== EXERCISE REQUIREMENTS ==
Go through the entries below and pick out every line with "that".

— Begin DATA EXCERPTS —

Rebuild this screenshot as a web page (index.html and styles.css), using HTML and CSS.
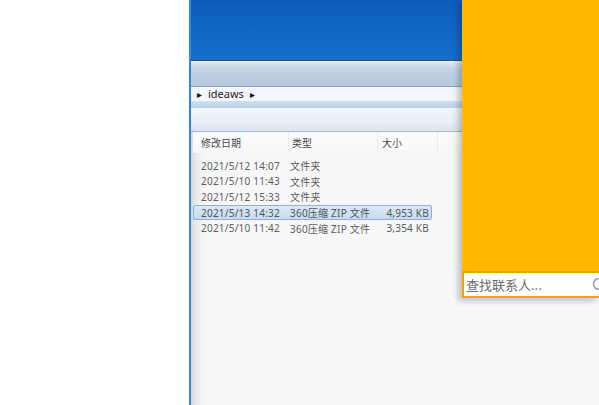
FILE: index.html
```html
<!DOCTYPE html>
<html>
<head>
<meta charset="utf-8">
<link rel="stylesheet" href="styles.css">
</head>
<body>
<div class="desktop">
  <div class="explorer">
    <div class="titlebar"></div>
    <div class="toolbar"></div>
    <div class="address">
      <span class="tri">&#9656;</span><span class="crumb">ideaws</span><span class="tri">&#9656;</span>
    </div>
    <div class="strip"></div>
    <div class="commandbar"></div>
    <div class="content">
      <div class="headers">
        <span class="col c-date">修改日期</span>
        <span class="col c-type">类型</span>
        <span class="col c-size">大小</span>
        <span class="col c-rest"></span>
      </div>
      <div class="rows">
        <div class="row"><span class="c-date">2021/5/12 14:07</span><span class="c-type">文件夹</span><span class="c-size"></span></div>
        <div class="row"><span class="c-date">2021/5/10 11:43</span><span class="c-type">文件夹</span><span class="c-size"></span></div>
        <div class="row"><span class="c-date">2021/5/12 15:33</span><span class="c-type">文件夹</span><span class="c-size"></span></div>
        <div class="row selected"><span class="c-date">2021/5/13 14:32</span><span class="c-type">360压缩 ZIP 文件</span><span class="c-size">4,953 KB</span></div>
        <div class="row"><span class="c-date">2021/5/10 11:42</span><span class="c-type">360压缩 ZIP 文件</span><span class="c-size">3,354 KB</span></div>
      </div>
    </div>
  </div>
  <div class="contacts">
    <div class="panel-body"></div>
    <div class="search">
      <span class="search-text">查找联系人...</span>
      <svg class="search-icon" width="16" height="16" viewBox="0 0 16 16"><circle cx="8" cy="7" r="5.5" fill="none" stroke="#9a9a9a" stroke-width="1.5"/></svg>
    </div>
  </div>
</div>
</body>
</html>
```

FILE: styles.css
```css
* { box-sizing: border-box; }
html, body { margin: 0; padding: 0; }
body {
  width: 599px;
  height: 405px;
  overflow: hidden;
  background: #ffffff;
  font-family: "Noto Sans", "Noto Sans CJK SC", sans-serif;
}
.desktop {
  position: relative;
  width: 599px;
  height: 405px;
  overflow: hidden;
}
.explorer {
  position: absolute;
  left: 189px;
  top: 0;
  width: 410px;
  height: 405px;
  border-left: 2px solid #2a8be0;
  background: #f7f7f7;
  display: flex;
  flex-direction: column;
}
.titlebar {
  height: 61px;
  flex: none;
  background: linear-gradient(180deg, #0b5bbd 0%, #1165c5 50%, #1470cc 100%);
  border-bottom: 1px solid #3b4a5a;
}
.toolbar {
  height: 26px;
  flex: none;
  background: linear-gradient(180deg, #dde7f1 0%, #c3d3e4 30%, #b4c9de 100%);
  border-top: 1px solid #e9eff5;
  border-bottom: 1px solid #8d9eb2;
}
.address {
  height: 14px;
  flex: none;
  background: #f3f6fa;
  display: flex;
  align-items: center;
  gap: 6px;
  padding-left: 6px;
  font-size: 11px;
  color: #1e1e1e;
  line-height: 14px;
}
.address .tri { font-size: 10px; color: #111; }
.strip {
  height: 7px;
  flex: none;
  background: linear-gradient(180deg, #cfe0f0, #b9d0e8);
}
.commandbar {
  height: 24px;
  flex: none;
  background: linear-gradient(180deg, #f4f7fb 0%, #e7eef6 60%, #dbe5ef 100%);
  border-bottom: 1px solid #a5b6c8;
}
.content {
  flex: 1;
  background: linear-gradient(90deg, #d9d9d9 0px, #ececec 6px, #f5f5f5 14px, #f7f7f7 22px);
  padding-left: 2px;
}
.headers {
  height: 21px;
  display: flex;
  align-items: center;
  font-size: 10px;
  color: #4a4a4a;
  background: linear-gradient(180deg, #fbfbfb, #f7f7f7);
}
.headers .col {
  height: 21px;
  display: flex;
  align-items: center;
  border-right: 1px solid #ececec;
}
.headers .c-date { width: 96px; padding-left: 8px; }
.headers .c-type { width: 89px; padding-left: 3px; }
.headers .c-size { width: 60px; padding-left: 4px; }
.headers .c-rest { width: 30px; }
.rows {
  padding-top: 5px;
  display: flex;
  flex-direction: column;
}
.row {
  height: 15.6px;
  display: flex;
  align-items: center;
  font-size: 10px;
  letter-spacing: 0.22px;
  color: #5c5c5c;
  width: 239px;
  margin-left: 0;
  border: 1px solid transparent;
  border-radius: 2px;
  white-space: nowrap;
}
.row .c-date { width: 96px; padding-left: 7px; }
.row .c-type { width: 80px; }
.row .c-size { width: 61px; text-align: right; padding-right: 2px; }
.row.selected {
  background: linear-gradient(180deg, #dce8f5, #c7daef);
  border-color: #93b0d2;
  color: #4f5560;
}
.contacts {
  position: absolute;
  left: 462px;
  top: 0;
  width: 137px;
  height: 298px;
  display: flex;
  flex-direction: column;
  box-shadow: -4px 3px 6px rgba(0,0,0,0.22);
}
.panel-body {
  flex: 1;
  background: #ffb900;
}
.search {
  height: 27px;
  background: #ffffff;
  border: 2px solid #e8a600;
  border-right: none;
  display: flex;
  align-items: center;
  padding-left: 2px;
  justify-content: space-between;
}
.search-text {
  font-size: 13px;
  color: #6a6a6a;
  font-family: "Noto Sans CJK SC", sans-serif;
}
.search-icon { margin-right: -8px; }
```
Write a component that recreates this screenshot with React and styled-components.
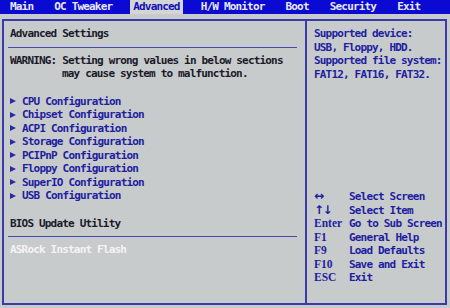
import React from "react";
import styled, { createGlobalStyle } from "styled-components";

const tabs = ["Main", "OC Tweaker", "Advanced", "H/W Monitor", "Boot", "Security", "Exit"];

const items = [
  "CPU Configuration",
  "Chipset Configuration",
  "ACPI Configuration",
  "Storage Configuration",
  "PCIPnP Configuration",
  "Floppy Configuration",
  "SuperIO Configuration",
  "USB Configuration",
];

const help = [
  ["↔", "Select Screen"],
  ["↑↓", "Select Item"],
  ["Enter", "Go to Sub Screen"],
  ["F1", "General Help"],
  ["F9", "Load Defaults"],
  ["F10", "Save and Exit"],
  ["ESC", "Exit"],
];

function App() {
  return (
    <Screen>
      <GlobalStyle />
      <TopBar>
        {tabs.map((t) => (
          <Tab key={t} active={t === "Advanced"}>
            {t}
          </Tab>
        ))}
      </TopBar>

      <Frame>
        <LeftPanel>
          <Title>Advanced Settings</Title>
          <Rule />
          <Warning>
            <div>WARNING: Setting wrong values in below sections</div>
            <div className="indent">may cause system to malfunction.</div>
          </Warning>

          <ItemList>
            {items.map((it) => (
              <Item key={it}>
                <Arrow />
                {it}
              </Item>
            ))}
          </ItemList>

          <Title>BIOS Update Utility</Title>
          <Rule />
          <Flash>ASRock Instant Flash</Flash>
        </LeftPanel>

        <RightPanel>
          <Info>
            <div>Supported device:</div>
            <div>USB, Floppy, HDD.</div>
            <div>Supported file system:</div>
            <div>FAT12, FAT16, FAT32.</div>
          </Info>

          <HelpList>
            {help.map(([k, d]) => (
              <HelpRow key={k}>
                <Key glyph={k.length <= 2 && !k.startsWith("F")}>{k}</Key>
                <span>{d}</span>
              </HelpRow>
            ))}
          </HelpList>
        </RightPanel>
      </Frame>
    </Screen>
  );
}

const GlobalStyle = createGlobalStyle`
  html, body {
    margin: 0;
    padding: 0;
    background: #c8cbcb;
  }
`;

const Screen = styled.div`
  width: 450px;
  height: 308px;
  background: #c8cbcb;
  font-family: "DejaVu Sans Mono", "Liberation Mono", monospace;
  font-size: 11px;
  font-weight: bold;
  letter-spacing: -0.82px;
  line-height: 13.5px;
  display: flex;
  flex-direction: column;
  overflow: hidden;
`;

const TopBar = styled.div`
  height: 14px;
  background: #0a0ad2;
  display: flex;
  align-items: stretch;
  gap: 15px;
  padding-left: 7px;
`;

const Tab = styled.div`
  padding: 0 3px;
  line-height: 14px;
  color: ${(p) => (p.active ? "#1010b8" : "#e8e8f4")};
  background: ${(p) => (p.active ? "#d4d6d6" : "transparent")};
  white-space: pre;
`;

const Frame = styled.div`
  flex: 1;
  margin: 5px 3px 3px 2px;
  border: 2px solid #3a3aa8;
  display: grid;
  grid-template-columns: 303px 1fr;
`;

const LeftPanel = styled.div`
  border-right: 2px solid #3a3aa8;
  padding: 6px 8px 0 4px;
  display: flex;
  flex-direction: column;
`;

const Title = styled.div`
  color: #1a1a2a;
  padding-left: 2px;
`;

const Rule = styled.div`
  height: 1px;
  background: #4848b0;
  margin: 6px 0;
`;

const Warning = styled.div`
  color: #1a1a2a;
  padding-left: 2px;
  white-space: pre;

  & .indent {
    padding-left: 52px;
  }
`;

const ItemList = styled.div`
  margin: 14px 0;
  display: flex;
  flex-direction: column;
`;

const Item = styled.div`
  color: #1e1ea0;
  display: flex;
  align-items: center;
  padding-left: 2px;
`;

const Arrow = styled.span`
  width: 0;
  height: 0;
  border-top: 3.5px solid transparent;
  border-bottom: 3.5px solid transparent;
  border-left: 6px solid #2a2aa8;
  margin-right: 6px;
`;

const Flash = styled.div`
  color: #f4f4f4;
  padding-left: 2px;
`;

const RightPanel = styled.div`
  padding: 6px 0 0 7px;
  display: flex;
  flex-direction: column;
`;

const Info = styled.div`
  color: #1e1ea0;
`;

const HelpList = styled.div`
  margin-top: 109px;
  display: flex;
  flex-direction: column;
  color: #1e1ea0;
`;

const HelpRow = styled.div`
  display: flex;
`;

const Key = styled.span`
  width: 35px;
  flex: none;
  font-family: ${(p) =>
    p.glyph ? `"DejaVu Sans", sans-serif` : `"Liberation Serif", "DejaVu Serif", serif`};
  font-size: ${(p) => (p.glyph ? "12px" : "11.5px")};
  letter-spacing: ${(p) => (p.glyph ? "-1.5px" : "0")};
`;

export default App;
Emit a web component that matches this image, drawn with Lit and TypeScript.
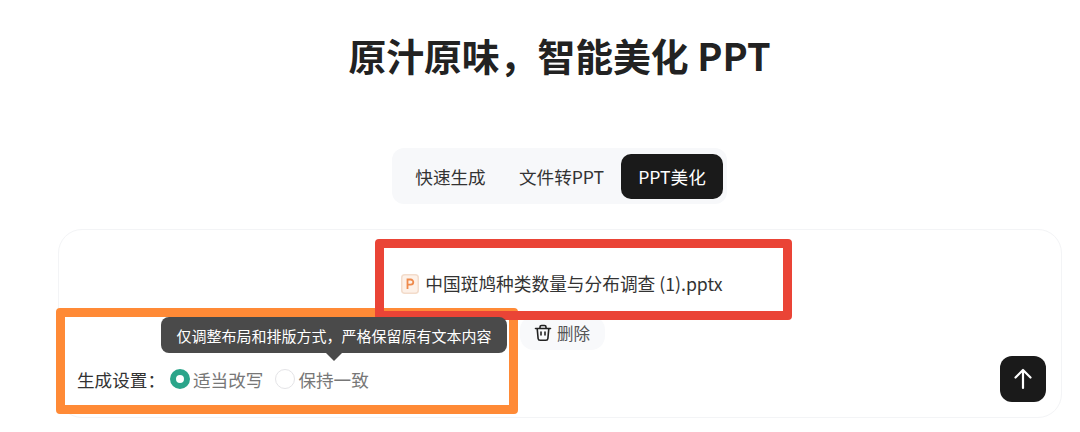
import { LitElement, html, css } from "lit";
import { customElement } from "lit/decorators.js";

@customElement("app-root")
export class AppRoot extends LitElement {
  static styles = css`
    :host {
      display: block;
      width: 1080px;
      height: 432px;
      overflow: hidden;
      background: #fff;
      font-family: "Noto Sans CJK SC", "Noto Sans", sans-serif;
      color: #333;
    }
    .page {
      display: flex;
      flex-direction: column;
      align-items: center;
      width: 1119px;
      padding-top: 27px;
    }
    h1 {
      margin: 0;
      height: 56px;
      line-height: 56px;
      font-size: 37.8px;
      font-weight: 700;
      color: #222;
      white-space: nowrap;
    }
    .tabs {
      margin-top: 65px;
      display: flex;
      align-items: center;
      height: 56px;
      box-sizing: border-box;
      padding: 0 4px 0 5px;
      background: #f7f8fa;
      border-radius: 12px;
      font-size: 17.6px;
      color: #333;
    }
    .tab {
      height: 45px;
      display: flex;
      align-items: center;
      justify-content: center;
      white-space: nowrap;
      border-radius: 10px;
    }
    .tab.a { width: 105px; padding-left: 2px; box-sizing: border-box; }
    .tab.b { width: 119px; }
    .tab.active { width: 102px; background: #1a1a1a; color: #fff; }
    .card {
      position: relative;
      align-self: flex-start;
      margin: 25px 0 0 58px;
      width: 1004px;
      height: 189px;
      box-sizing: border-box;
      border: 1px solid #f3f4f6;
      border-radius: 24px;
      display: flex;
      flex-direction: column;
      padding-top: 40px;
    }
    .file-area {
      display: flex;
      flex-direction: column;
      align-items: center;
      gap: 20px;
      padding-left: 4px;
    }
    .file {
      display: flex;
      align-items: center;
      gap: 6px;
      height: 26px;
      font-size: 17.7px;
      color: #333;
      white-space: nowrap;
    }
    .file svg { display: block; margin-top: 1px; }
    .del {
      display: flex;
      align-items: center;
      justify-content: center;
      gap: 5px;
      width: 85px;
      height: 34px;
      background: #f8f9fb;
      border-radius: 14px;
      font-size: 16.5px;
      color: #555;
    }
    .bottom {
      display: flex;
      align-items: center;
      justify-content: space-between;
      padding: 6px 15px 0 18px;
    }
    .settings {
      display: flex;
      align-items: center;
      font-size: 17.6px;
      color: #333;
      white-space: nowrap;
    }
    .label { width: 93px; }
    .radio {
      display: flex;
      align-items: center;
      gap: 3px;
      color: #777;
      margin-right: 12px;
    }
    .dot {
      width: 20px;
      height: 20px;
      box-sizing: border-box;
      border-radius: 50%;
      border: 1px solid #e4e4e7;
    }
    .dot.on { border: 6px solid #2ba58a; background: #fff; }
    .send {
      width: 46px;
      height: 46px;
      border-radius: 12px;
      background: #1a1a1a;
      display: flex;
      align-items: center;
      justify-content: center;
    }
    .mark {
      position: absolute;
      box-sizing: border-box;
      border-radius: 4px;
    }
    .mark.red { left: 316px; top: 9px; width: 417px; height: 81px; border: 9px solid #ea4436; }
    .mark.orange { left: -3px; top: 78px; width: 462px; height: 106px; border: 9px solid #ff8a36; }
    .tip {
      position: absolute;
      left: 102px;
      top: 87px;
      width: 346px;
      height: 36px;
      background: #4a4a4a;
      border-radius: 8px;
      color: #fff;
      font-size: 15px;
      display: flex;
      align-items: center;
      justify-content: center;
      white-space: nowrap;
    }
    .tip::after {
      content: "";
      position: absolute;
      left: 165px;
      top: 36px;
      border: 8px solid transparent;
      border-top-color: #4a4a4a;
      border-bottom-width: 0;
    }
  `;

  render() {
    return html`
      <div class="page">
        <h1>原汁原味，智能美化 PPT</h1>
        <div class="tabs">
          <div class="tab a">快速生成</div>
          <div class="tab b">文件转PPT</div>
          <div class="tab active">PPT美化</div>
        </div>
        <div class="card">
          <div class="file-area">
            <div class="file">
              <svg width="18" height="20" viewBox="0 0 18 20">
                <rect x="0.75" y="0.75" width="16.5" height="18.5" rx="3" fill="#fdf1e8" stroke="#f3dccb" stroke-width="1.5"/>
                <path d="M6.5 15V5.5h3.2a2.6 2.6 0 0 1 0 5.2H6.5" fill="none" stroke="#ee8a4c" stroke-width="1.8"/>
              </svg>
              <span>中国斑鸠种类数量与分布调查 (1).pptx</span>
            </div>
            <div class="del">
              <svg width="18" height="18" viewBox="0 0 18 18" fill="none" stroke="#222" stroke-width="1.6" stroke-linecap="round" stroke-linejoin="round">
                <path d="M1.5 4.5h15M6 4.5V3a1.5 1.5 0 0 1 1.5-1.5h3A1.5 1.5 0 0 1 12 3v1.5M3.2 4.5l.9 10a2 2 0 0 0 2 1.8h5.8a2 2 0 0 0 2-1.8l.9-10M7 8v3M11 8v3"/>
              </svg>
              <span>删除</span>
            </div>
          </div>
          <div class="bottom">
            <div class="settings">
              <span class="label">生成设置：</span>
              <div class="radio"><span class="dot on"></span><span>适当改写</span></div>
              <div class="radio"><span class="dot"></span><span>保持一致</span></div>
            </div>
            <div class="send">
              <svg width="20" height="22" viewBox="0 0 20 22" fill="none" stroke="#fff" stroke-width="2.2" stroke-linecap="round" stroke-linejoin="round">
                <path d="M10 20V2M2.5 9.5 10 2l7.5 7.5"/>
              </svg>
            </div>
          </div>
          <div class="mark orange"></div>
          <div class="mark red"></div>
          <div class="tip">仅调整布局和排版方式，严格保留原有文本内容</div>
        </div>
      </div>
    `;
  }
}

— End DATA EXCERPTS —

== THE RESPONSE ==
Write a component that recreates this screenshot with React and styled-components.
Emit a web component that matches this image, drawn with Lit and TypeScript.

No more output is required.